Some of the health benefits, according to the brand, include accelerated fat metabolism and boosted immunity.
Sprouted brown rice needs to be soaked in water for 30 minutes, then cooked for another 20 minutes in boiling water. It’s currently available at leading supermarkets and retails for Dh21 per packet.
Dairy-free cream and butter
“If you spoke about plant-based meat 10 years ago, people would have laughed – but now things are completely different. People cannot even tell the difference between plant-based and real meat,” says Reinier Weerman, general manager for Upfield in North Africa and the Middle East. “I’m convinced that in the next 10 years, plant-based foods will dominate the market.”
It’s this thinking that led Upfield to unveil its 100 per cent dairy-free Flora Plant Butter and Plant Cream at Gulfood 2020. The products are made using plant-based oils, which have natural fats, and according Weerman, offer more health benefits than traditional butters and creams, while keeping the same flavour profile. “We are catering to the global health conscious wave,” he adds. And the environmental benefits of the products are the vegan icing on the cake.

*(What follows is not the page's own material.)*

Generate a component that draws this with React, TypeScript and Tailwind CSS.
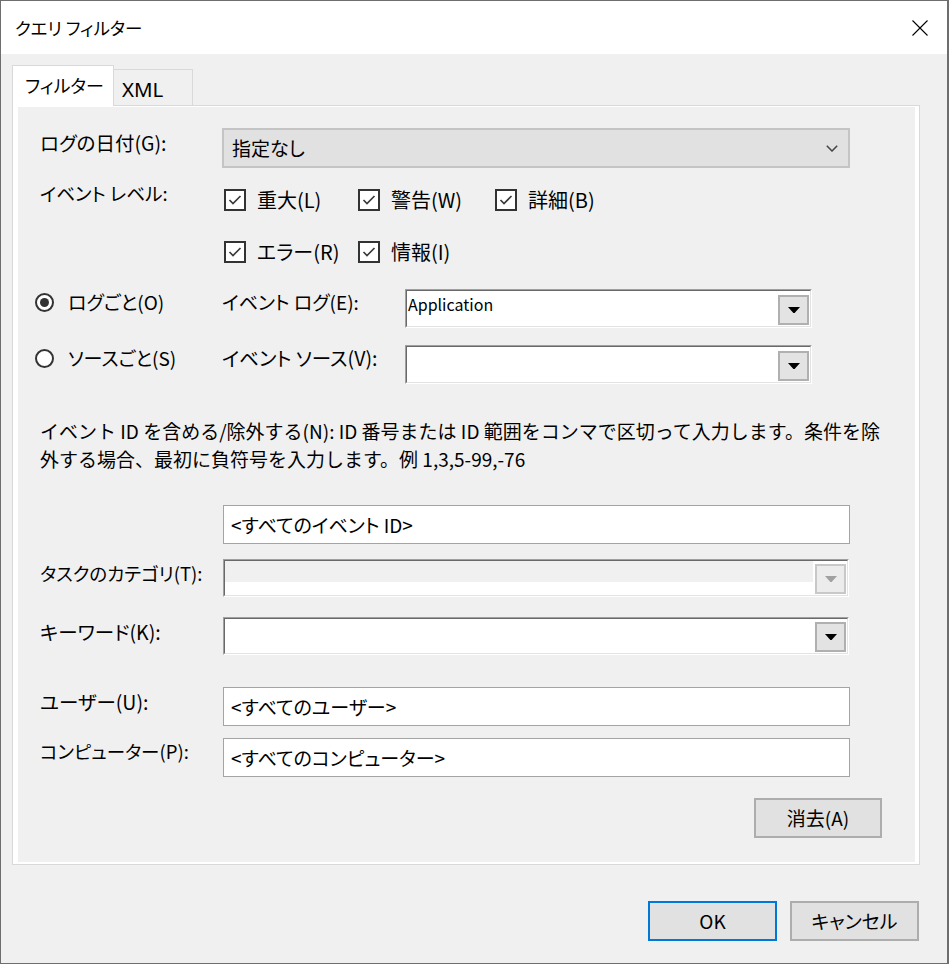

Sustainable packaging and compostable bottles are obviously giant leaps forward for the food and beverage sector, but Canary is going a different way and omitting packaging altogether. The company presented its zero-waste butter at the New Zealand Dairy Pavilion at Gulfood. The clean-cut, perfectly shaped butter medallions are transported using wax paper, and served sans packaging, thus minimising the amount of plastic or foil that ends up in landfill. For now, the butter will be made available to hotels, airlines and caterers in the region.